I hope you can read my English.
Good night, morning... :)
You mischaracterize RISC: if you go to the original Hennesy Patterson papers it's the idea that ISA design should quantify performance and only include instructions that help fast execution. This was done in reaction to ISAs that included very complicated instructions that were actually slower in practice than syimilar functionality compiled from simple instructions---EVEN ON THE SAME CHIP WHICH DIDN"T OPTIMIZE THOSE SIMPLE INSTRUCTIONS. H-P realized that you can then simplify the ISA and make the simple instructions faster.
There's nothing in the original RISC that prohibits complex instructions, if they can be shown to be fast---examples include floating point, encryption, SIMD, and even crazy Javascript conversion if it indeed is faster as a dedicated instruction.
Note, finally, that complicated architecture, such as a humongous register set or large caches, incurs performance cost due to e.g. decoding complexity that slows down the critical path present in every instruction. The implementation tricks such as register renaming and multilevel caches are just practical ways of dealing with this problem.

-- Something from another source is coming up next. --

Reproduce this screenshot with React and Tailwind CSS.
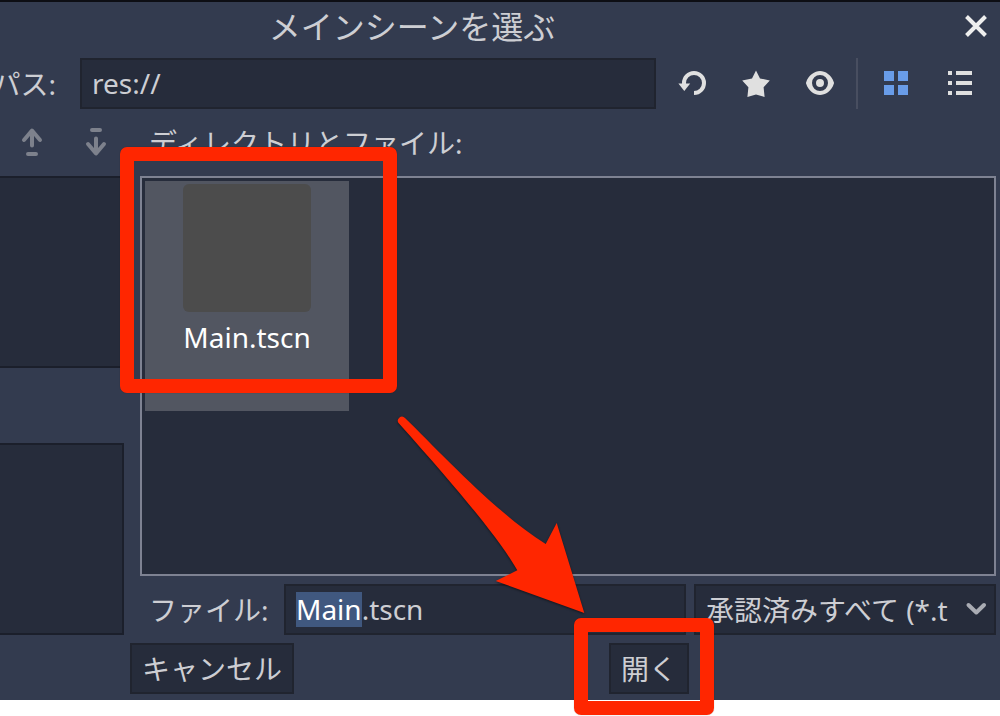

1. RISC has long lost its meaning you're still operating under -- 'reduced instruction set' has little to do with instruction count or complexity these days (or for the past 20 years, for that matter). Instead RISC has much to with instruction *decoding* complexity and the load/store paradigm (thoroughly adopted by CISC uarchs, naturally).
2. There's a good reason VLIW was phased out even from GPUs, where conditions were most beneficial for that paradigm. We don't have compilers that can solve run-time problems ahead of time -- I doubt we ever will. A 'defer count' solves nothing when you don't know how much to defer at the time you generate the instruction.
We cannot keep everything static in technology, OSes, ISAs, applications, fabrication etc can never be always same, so plz do not take R in RISC for Religion-which in my opinion also need to change, forgive me.
Autogeneration of RISC for ASIC based on templates/parameters is solution from RISC-V/SiFive.